— BEGIN —

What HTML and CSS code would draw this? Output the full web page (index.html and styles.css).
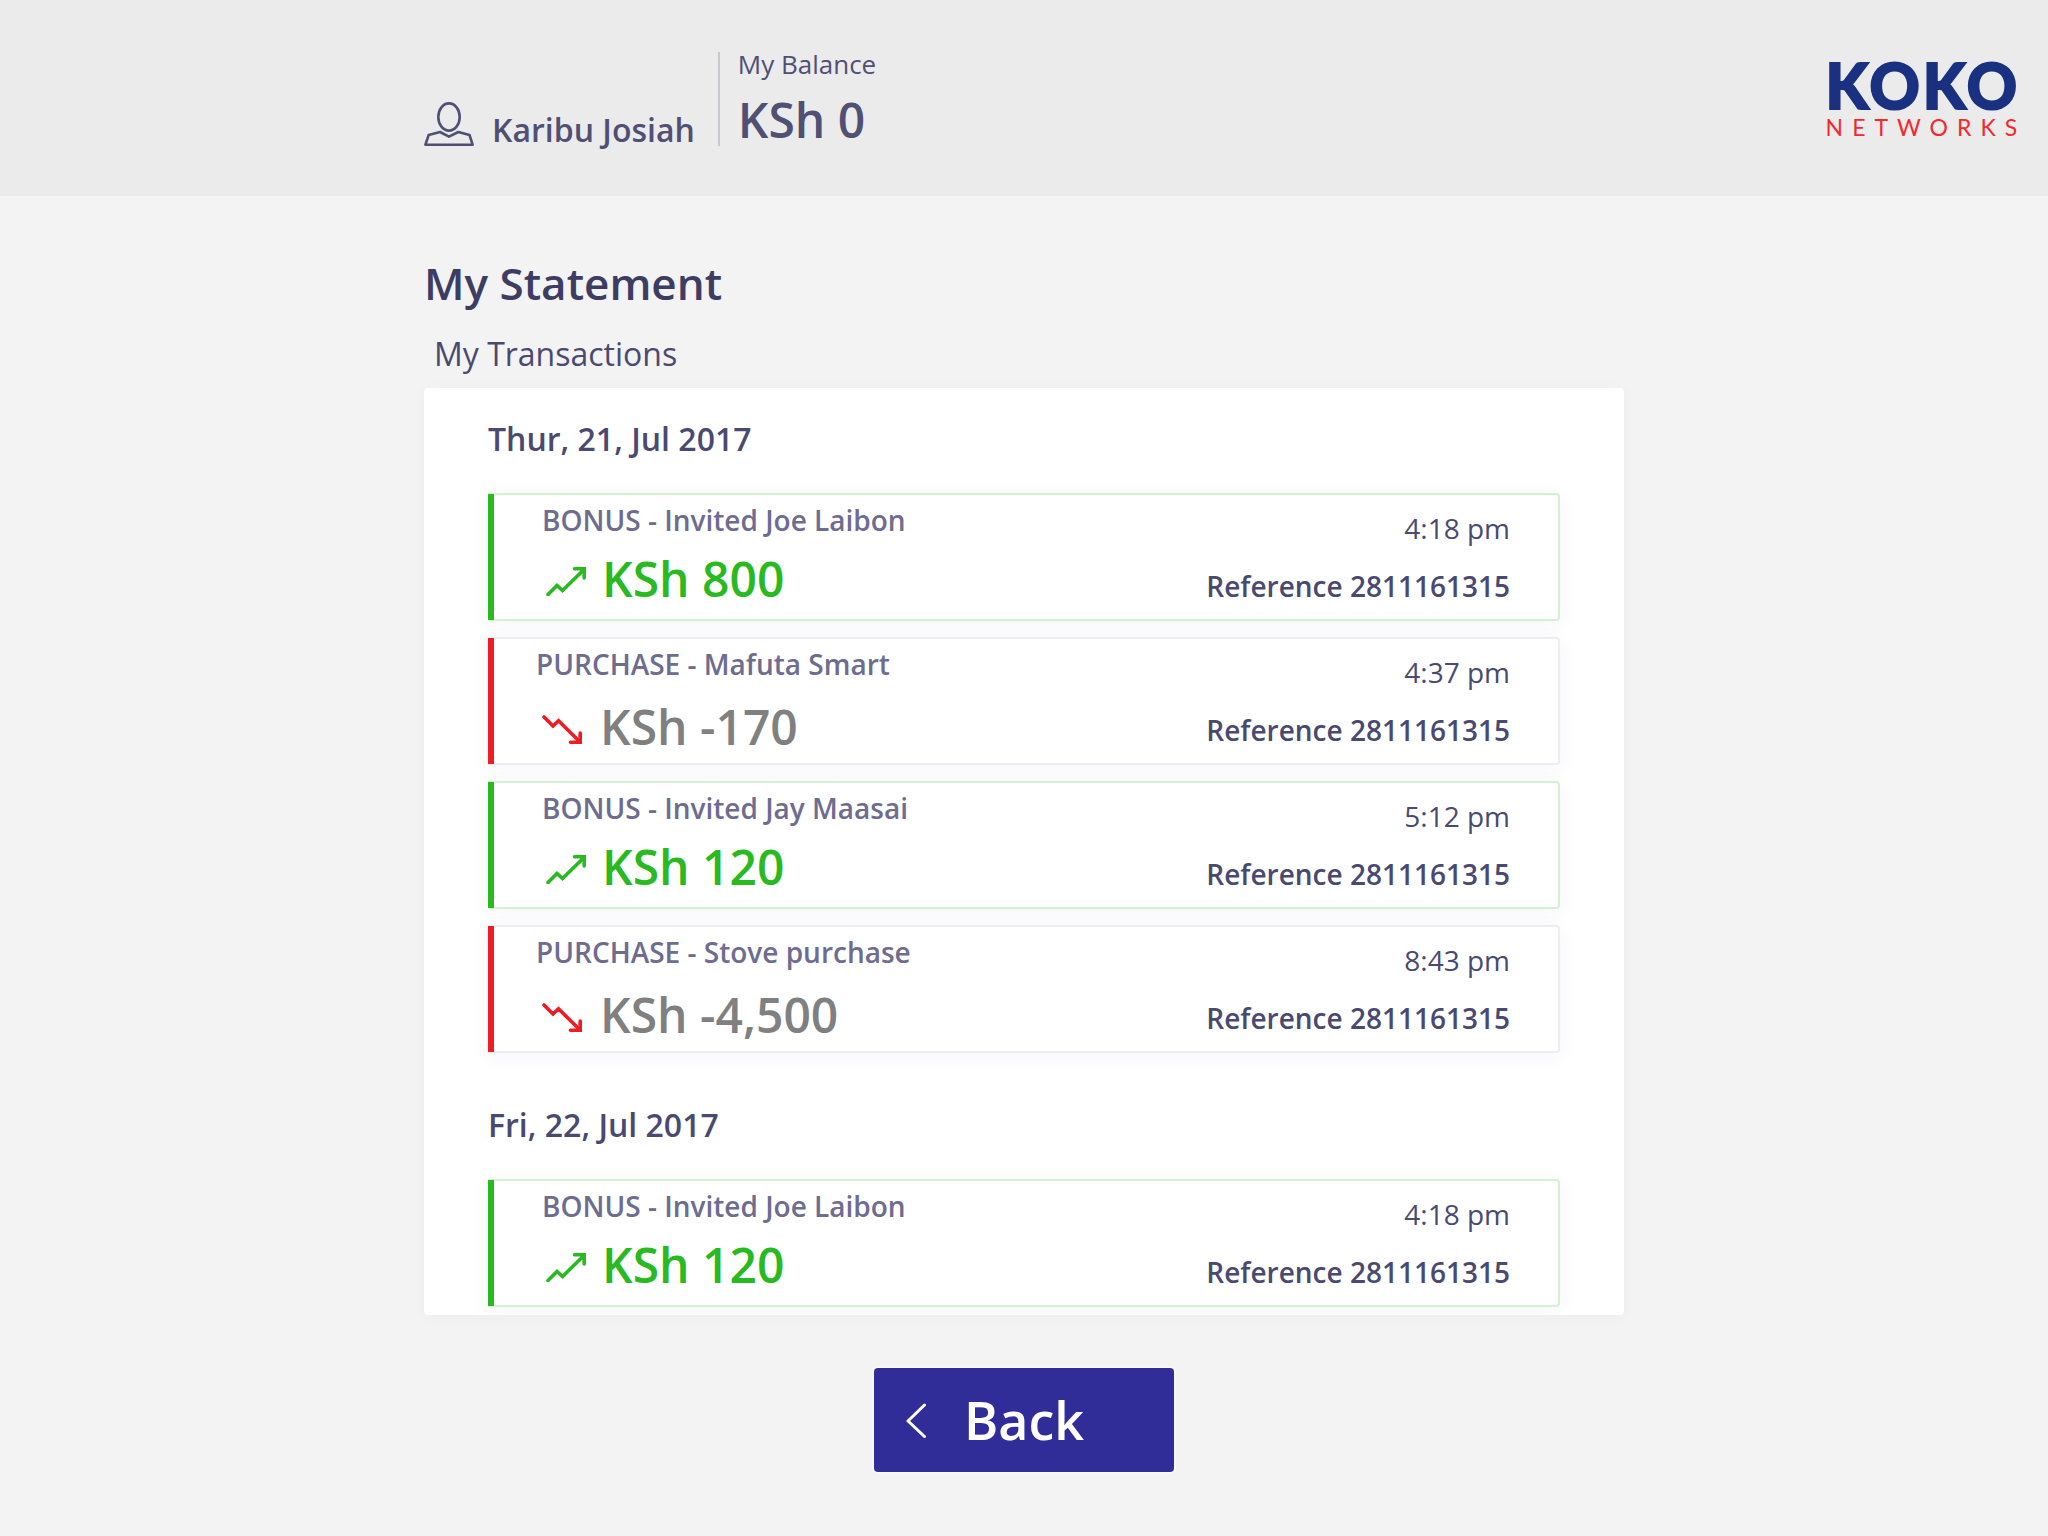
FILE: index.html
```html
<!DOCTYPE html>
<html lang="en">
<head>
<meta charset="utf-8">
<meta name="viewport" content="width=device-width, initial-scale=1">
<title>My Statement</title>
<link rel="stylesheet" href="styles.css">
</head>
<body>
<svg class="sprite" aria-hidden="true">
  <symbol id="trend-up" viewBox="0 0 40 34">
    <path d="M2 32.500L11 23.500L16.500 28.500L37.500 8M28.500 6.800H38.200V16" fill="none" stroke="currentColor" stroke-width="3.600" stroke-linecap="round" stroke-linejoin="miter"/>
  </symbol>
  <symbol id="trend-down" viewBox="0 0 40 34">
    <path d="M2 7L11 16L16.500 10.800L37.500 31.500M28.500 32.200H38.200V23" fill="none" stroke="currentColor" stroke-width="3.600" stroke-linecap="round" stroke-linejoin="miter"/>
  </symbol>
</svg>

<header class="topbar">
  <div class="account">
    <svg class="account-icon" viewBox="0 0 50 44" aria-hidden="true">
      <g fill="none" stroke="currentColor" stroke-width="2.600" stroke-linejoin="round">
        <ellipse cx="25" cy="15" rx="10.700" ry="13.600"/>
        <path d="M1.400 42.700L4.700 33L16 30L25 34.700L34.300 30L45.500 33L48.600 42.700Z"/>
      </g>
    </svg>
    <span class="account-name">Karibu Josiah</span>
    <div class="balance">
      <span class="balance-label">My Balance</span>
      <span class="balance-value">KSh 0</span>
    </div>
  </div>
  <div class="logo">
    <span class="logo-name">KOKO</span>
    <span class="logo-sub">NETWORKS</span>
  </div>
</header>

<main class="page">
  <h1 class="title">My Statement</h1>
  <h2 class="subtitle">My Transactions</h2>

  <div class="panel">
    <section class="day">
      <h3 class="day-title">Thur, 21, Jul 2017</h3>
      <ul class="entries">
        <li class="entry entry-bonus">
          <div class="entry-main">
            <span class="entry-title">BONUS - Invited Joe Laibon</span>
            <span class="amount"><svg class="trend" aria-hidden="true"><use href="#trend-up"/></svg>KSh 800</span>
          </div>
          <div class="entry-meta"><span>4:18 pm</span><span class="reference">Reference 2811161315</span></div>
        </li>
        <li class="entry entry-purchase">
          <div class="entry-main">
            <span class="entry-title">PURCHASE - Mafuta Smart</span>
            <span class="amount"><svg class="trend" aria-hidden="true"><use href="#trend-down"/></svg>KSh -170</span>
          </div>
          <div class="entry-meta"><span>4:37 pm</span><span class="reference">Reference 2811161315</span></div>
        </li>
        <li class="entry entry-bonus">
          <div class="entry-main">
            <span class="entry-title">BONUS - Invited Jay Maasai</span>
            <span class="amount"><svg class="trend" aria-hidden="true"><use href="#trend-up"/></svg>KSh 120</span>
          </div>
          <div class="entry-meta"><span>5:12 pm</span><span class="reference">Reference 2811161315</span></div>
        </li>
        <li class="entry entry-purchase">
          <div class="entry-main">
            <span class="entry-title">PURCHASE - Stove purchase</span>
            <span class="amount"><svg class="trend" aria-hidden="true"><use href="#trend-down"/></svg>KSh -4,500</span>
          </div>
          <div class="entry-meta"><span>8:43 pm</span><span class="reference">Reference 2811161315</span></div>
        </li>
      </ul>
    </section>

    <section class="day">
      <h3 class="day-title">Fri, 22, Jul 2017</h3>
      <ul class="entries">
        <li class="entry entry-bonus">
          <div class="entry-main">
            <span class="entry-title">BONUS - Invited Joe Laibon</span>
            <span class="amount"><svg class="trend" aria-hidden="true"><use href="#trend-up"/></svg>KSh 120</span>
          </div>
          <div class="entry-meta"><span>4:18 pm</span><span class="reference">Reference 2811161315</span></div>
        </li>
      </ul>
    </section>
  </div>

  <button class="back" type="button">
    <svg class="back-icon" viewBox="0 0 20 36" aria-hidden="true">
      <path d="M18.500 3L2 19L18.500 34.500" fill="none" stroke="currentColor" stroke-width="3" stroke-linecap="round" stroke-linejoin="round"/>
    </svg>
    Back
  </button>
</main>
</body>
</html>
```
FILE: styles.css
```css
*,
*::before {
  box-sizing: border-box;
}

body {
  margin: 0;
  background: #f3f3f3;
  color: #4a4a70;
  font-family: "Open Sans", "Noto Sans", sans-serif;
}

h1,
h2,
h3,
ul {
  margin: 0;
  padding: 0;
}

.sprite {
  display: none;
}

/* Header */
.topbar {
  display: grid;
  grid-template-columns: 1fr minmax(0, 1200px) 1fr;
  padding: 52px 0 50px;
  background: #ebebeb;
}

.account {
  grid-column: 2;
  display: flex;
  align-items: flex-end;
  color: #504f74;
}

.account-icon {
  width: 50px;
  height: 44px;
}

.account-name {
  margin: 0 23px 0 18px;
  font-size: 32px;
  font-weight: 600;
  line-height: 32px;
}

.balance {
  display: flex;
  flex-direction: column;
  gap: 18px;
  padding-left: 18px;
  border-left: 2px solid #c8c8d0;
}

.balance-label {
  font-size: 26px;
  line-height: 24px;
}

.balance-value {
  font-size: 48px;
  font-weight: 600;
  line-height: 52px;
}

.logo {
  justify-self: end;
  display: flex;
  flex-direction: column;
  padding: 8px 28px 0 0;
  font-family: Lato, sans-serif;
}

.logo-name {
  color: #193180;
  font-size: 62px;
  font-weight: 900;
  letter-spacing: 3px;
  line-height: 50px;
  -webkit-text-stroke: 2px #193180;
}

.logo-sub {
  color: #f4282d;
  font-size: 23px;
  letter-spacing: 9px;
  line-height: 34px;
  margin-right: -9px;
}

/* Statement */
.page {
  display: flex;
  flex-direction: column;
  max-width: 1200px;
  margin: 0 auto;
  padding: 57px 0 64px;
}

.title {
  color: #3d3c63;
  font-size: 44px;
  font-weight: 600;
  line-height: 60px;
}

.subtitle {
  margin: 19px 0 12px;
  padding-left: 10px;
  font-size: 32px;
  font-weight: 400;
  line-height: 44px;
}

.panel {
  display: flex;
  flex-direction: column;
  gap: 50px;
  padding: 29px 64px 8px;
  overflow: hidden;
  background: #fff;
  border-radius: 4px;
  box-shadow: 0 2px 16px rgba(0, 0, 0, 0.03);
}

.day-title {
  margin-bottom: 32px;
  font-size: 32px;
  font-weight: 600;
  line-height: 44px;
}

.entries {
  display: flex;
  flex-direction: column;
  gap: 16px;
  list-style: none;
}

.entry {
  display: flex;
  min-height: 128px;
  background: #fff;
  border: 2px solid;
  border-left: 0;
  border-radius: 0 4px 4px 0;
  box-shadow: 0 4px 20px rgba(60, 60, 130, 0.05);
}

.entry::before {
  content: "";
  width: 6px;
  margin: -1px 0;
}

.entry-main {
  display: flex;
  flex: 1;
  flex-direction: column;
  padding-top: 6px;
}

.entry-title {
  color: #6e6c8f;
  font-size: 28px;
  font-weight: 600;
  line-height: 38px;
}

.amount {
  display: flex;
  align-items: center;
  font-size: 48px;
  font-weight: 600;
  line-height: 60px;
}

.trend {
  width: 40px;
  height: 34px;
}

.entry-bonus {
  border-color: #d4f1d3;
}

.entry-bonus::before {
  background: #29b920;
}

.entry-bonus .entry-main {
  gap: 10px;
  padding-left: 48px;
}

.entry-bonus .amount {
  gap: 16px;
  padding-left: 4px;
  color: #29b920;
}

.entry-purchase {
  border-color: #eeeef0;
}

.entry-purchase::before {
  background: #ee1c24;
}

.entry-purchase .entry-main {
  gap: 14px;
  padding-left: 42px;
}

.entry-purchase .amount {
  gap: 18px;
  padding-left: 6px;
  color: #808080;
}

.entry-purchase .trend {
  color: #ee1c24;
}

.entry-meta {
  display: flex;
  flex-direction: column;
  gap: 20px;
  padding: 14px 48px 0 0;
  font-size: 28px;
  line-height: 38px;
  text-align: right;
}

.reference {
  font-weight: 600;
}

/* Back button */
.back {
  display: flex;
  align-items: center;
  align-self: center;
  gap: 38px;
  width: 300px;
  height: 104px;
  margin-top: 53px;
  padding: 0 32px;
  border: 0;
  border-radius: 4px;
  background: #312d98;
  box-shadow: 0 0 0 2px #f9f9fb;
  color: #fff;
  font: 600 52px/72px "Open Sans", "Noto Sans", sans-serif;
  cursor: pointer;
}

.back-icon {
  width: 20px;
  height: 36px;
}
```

— END —

_GOAL_: Take each line of the material that contains the word "index" and list it.

_FULL SOLUTION_:
What HTML and CSS code would draw this? Output the full web page (index.html and styles.css).
FILE: index.html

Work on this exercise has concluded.